(What to produce): Copy out the listing in full, exactly as written, but not its pictures.

## begin Dataset excerpt

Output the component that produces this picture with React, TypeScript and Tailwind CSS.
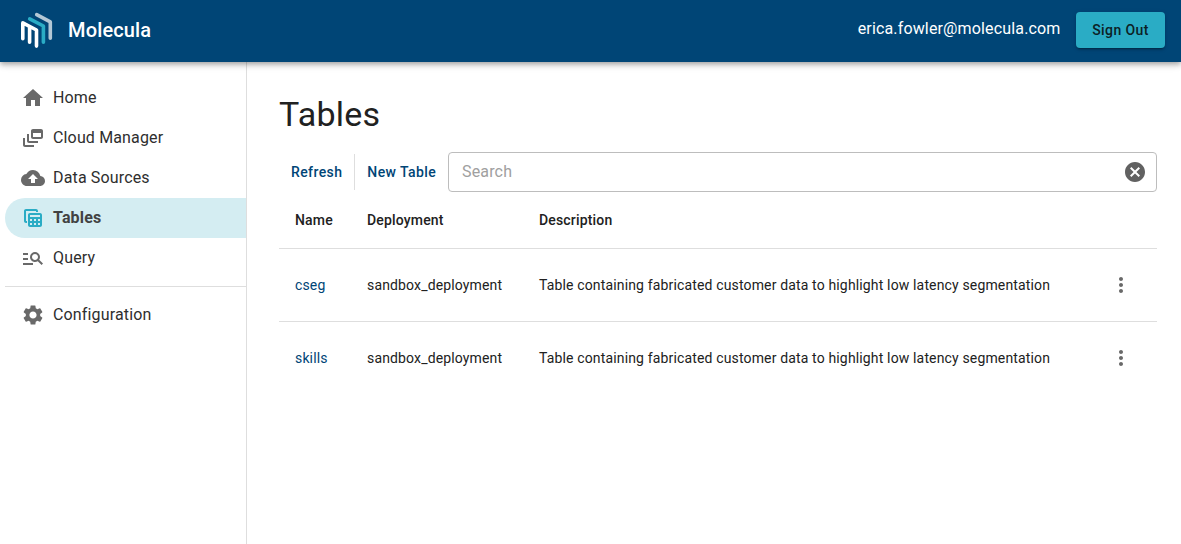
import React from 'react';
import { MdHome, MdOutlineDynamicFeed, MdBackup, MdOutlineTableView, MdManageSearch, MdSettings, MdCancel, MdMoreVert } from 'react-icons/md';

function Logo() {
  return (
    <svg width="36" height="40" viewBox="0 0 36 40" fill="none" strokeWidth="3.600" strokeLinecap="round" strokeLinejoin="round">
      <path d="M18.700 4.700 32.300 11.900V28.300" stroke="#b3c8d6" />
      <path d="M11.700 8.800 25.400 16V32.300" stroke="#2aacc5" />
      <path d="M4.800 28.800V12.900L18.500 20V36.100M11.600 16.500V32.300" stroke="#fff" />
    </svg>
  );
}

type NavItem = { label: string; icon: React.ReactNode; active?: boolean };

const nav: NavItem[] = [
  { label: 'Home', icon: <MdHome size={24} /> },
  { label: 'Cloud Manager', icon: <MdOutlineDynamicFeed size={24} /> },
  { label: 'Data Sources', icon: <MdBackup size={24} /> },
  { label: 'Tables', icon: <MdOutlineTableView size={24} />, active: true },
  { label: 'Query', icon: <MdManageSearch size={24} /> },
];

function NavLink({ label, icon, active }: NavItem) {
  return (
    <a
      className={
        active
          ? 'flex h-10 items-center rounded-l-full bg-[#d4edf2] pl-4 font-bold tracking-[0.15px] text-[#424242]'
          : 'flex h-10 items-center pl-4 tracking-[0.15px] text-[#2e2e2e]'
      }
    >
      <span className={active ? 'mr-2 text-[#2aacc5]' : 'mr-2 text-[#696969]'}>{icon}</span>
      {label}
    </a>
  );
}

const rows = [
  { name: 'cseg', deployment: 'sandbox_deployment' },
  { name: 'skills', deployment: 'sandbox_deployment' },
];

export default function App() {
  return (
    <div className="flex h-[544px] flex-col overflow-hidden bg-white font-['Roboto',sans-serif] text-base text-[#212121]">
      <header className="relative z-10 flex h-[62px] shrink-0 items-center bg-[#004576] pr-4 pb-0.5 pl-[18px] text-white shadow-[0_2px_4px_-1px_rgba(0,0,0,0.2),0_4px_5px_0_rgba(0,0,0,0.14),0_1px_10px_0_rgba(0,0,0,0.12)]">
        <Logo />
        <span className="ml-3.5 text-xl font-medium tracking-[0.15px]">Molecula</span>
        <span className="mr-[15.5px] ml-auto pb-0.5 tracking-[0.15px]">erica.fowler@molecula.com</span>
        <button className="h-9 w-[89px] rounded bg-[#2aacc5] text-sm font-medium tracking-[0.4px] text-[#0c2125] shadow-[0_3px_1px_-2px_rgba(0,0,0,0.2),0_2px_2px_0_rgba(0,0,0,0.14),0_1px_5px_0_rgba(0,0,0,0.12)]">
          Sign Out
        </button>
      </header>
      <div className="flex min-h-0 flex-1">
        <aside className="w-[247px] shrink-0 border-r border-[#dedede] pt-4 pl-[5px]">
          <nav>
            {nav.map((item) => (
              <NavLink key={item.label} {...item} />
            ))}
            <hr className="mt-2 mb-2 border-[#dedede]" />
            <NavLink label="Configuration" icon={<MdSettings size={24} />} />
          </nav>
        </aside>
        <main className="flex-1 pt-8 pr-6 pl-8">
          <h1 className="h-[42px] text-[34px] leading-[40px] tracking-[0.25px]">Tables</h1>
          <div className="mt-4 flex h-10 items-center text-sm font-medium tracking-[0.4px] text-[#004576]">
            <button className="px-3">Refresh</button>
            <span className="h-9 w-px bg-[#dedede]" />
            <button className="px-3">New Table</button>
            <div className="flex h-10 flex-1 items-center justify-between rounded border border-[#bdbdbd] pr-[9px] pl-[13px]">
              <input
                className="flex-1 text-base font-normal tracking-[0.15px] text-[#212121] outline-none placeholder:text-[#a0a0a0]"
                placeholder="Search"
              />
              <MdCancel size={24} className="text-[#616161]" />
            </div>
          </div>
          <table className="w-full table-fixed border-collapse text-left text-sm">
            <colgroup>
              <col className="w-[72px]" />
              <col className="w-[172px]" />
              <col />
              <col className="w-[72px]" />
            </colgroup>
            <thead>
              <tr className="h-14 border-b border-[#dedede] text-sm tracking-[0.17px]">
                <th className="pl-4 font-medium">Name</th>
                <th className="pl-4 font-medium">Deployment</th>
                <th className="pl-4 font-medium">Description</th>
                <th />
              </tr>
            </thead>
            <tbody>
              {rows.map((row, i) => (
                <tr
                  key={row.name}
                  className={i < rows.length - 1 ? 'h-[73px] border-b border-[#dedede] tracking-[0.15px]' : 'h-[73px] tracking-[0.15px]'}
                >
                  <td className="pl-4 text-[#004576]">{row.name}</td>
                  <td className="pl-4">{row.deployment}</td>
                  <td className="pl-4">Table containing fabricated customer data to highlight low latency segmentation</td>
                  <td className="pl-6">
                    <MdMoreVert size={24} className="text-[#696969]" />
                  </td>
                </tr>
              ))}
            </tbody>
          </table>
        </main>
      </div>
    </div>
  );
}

## end Dataset excerpt

(Worked solution):
Output the component that produces this picture with React, TypeScript and Tailwind CSS.
import React from 'react';
import { MdHome, MdOutlineDynamicFeed, MdBackup, MdOutlineTableView, MdManageSearch, MdSettings, MdCancel, MdMoreVert } from 'react-icons/md';

function Logo() {
  return (
    <svg width="36" height="40" viewBox="0 0 36 40" fill="none" strokeWidth="3.600" strokeLinecap="round" strokeLinejoin="round">
      <path d="M18.700 4.700 32.300 11.900V28.300" stroke="#b3c8d6" />
      <path d="M11.700 8.800 25.400 16V32.300" stroke="#2aacc5" />
      <path d="M4.800 28.800V12.900L18.500 20V36.100M11.600 16.500V32.300" stroke="#fff" />
    </svg>
  );
}

type NavItem = { label: string; icon: React.ReactNode; active?: boolean };

const nav: NavItem[] = [
  { label: 'Home', icon: <MdHome size={24} /> },
  { label: 'Cloud Manager', icon: <MdOutlineDynamicFeed size={24} /> },
  { label: 'Data Sources', icon: <MdBackup size={24} /> },
  { label: 'Tables', icon: <MdOutlineTableView size={24} />, active: true },
  { label: 'Query', icon: <MdManageSearch size={24} /> },
];

function NavLink({ label, icon, active }: NavItem) {
  return (
    <a
      className={
        active
          ? 'flex h-10 items-center rounded-l-full bg-[#d4edf2] pl-4 font-bold tracking-[0.15px] text-[#424242]'
          : 'flex h-10 items-center pl-4 tracking-[0.15px] text-[#2e2e2e]'
      }
    >
      <span className={active ? 'mr-2 text-[#2aacc5]' : 'mr-2 text-[#696969]'}>{icon}</span>
      {label}
    </a>
  );
}

const rows = [
  { name: 'cseg', deployment: 'sandbox_deployment' },
  { name: 'skills', deployment: 'sandbox_deployment' },
];

export default function App() {
  return (
    <div className="flex h-[544px] flex-col overflow-hidden bg-white font-['Roboto',sans-serif] text-base text-[#212121]">
      <header className="relative z-10 flex h-[62px] shrink-0 items-center bg-[#004576] pr-4 pb-0.5 pl-[18px] text-white shadow-[0_2px_4px_-1px_rgba(0,0,0,0.2),0_4px_5px_0_rgba(0,0,0,0.14),0_1px_10px_0_rgba(0,0,0,0.12)]">
        <Logo />
        <span className="ml-3.5 text-xl font-medium tracking-[0.15px]">Molecula</span>
        <span className="mr-[15.5px] ml-auto pb-0.5 tracking-[0.15px]">erica.fowler@molecula.com</span>
        <button className="h-9 w-[89px] rounded bg-[#2aacc5] text-sm font-medium tracking-[0.4px] text-[#0c2125] shadow-[0_3px_1px_-2px_rgba(0,0,0,0.2),0_2px_2px_0_rgba(0,0,0,0.14),0_1px_5px_0_rgba(0,0,0,0.12)]">
          Sign Out
        </button>
      </header>
      <div className="flex min-h-0 flex-1">
        <aside className="w-[247px] shrink-0 border-r border-[#dedede] pt-4 pl-[5px]">
          <nav>
            {nav.map((item) => (
              <NavLink key={item.label} {...item} />
            ))}
            <hr className="mt-2 mb-2 border-[#dedede]" />
            <NavLink label="Configuration" icon={<MdSettings size={24} />} />
          </nav>
        </aside>
        <main className="flex-1 pt-8 pr-6 pl-8">
          <h1 className="h-[42px] text-[34px] leading-[40px] tracking-[0.25px]">Tables</h1>
          <div className="mt-4 flex h-10 items-center text-sm font-medium tracking-[0.4px] text-[#004576]">
            <button className="px-3">Refresh</button>
            <span className="h-9 w-px bg-[#dedede]" />
            <button className="px-3">New Table</button>
            <div className="flex h-10 flex-1 items-center justify-between rounded border border-[#bdbdbd] pr-[9px] pl-[13px]">
              <input
                className="flex-1 text-base font-normal tracking-[0.15px] text-[#212121] outline-none placeholder:text-[#a0a0a0]"
                placeholder="Search"
              />
              <MdCancel size={24} className="text-[#616161]" />
            </div>
          </div>
          <table className="w-full table-fixed border-collapse text-left text-sm">
            <colgroup>
              <col className="w-[72px]" />
              <col className="w-[172px]" />
              <col />
              <col className="w-[72px]" />
            </colgroup>
            <thead>
              <tr className="h-14 border-b border-[#dedede] text-sm tracking-[0.17px]">
                <th className="pl-4 font-medium">Name</th>
                <th className="pl-4 font-medium">Deployment</th>
                <th className="pl-4 font-medium">Description</th>
                <th />
              </tr>
            </thead>
            <tbody>
              {rows.map((row, i) => (
                <tr
                  key={row.name}
                  className={i < rows.length - 1 ? 'h-[73px] border-b border-[#dedede] tracking-[0.15px]' : 'h-[73px] tracking-[0.15px]'}
                >
                  <td className="pl-4 text-[#004576]">{row.name}</td>
                  <td className="pl-4">{row.deployment}</td>
                  <td className="pl-4">Table containing fabricated customer data to highlight low latency segmentation</td>
                  <td className="pl-6">
                    <MdMoreVert size={24} className="text-[#696969]" />
                  </td>
                </tr>
              ))}
            </tbody>
          </table>
        </main>
      </div>
    </div>
  );
}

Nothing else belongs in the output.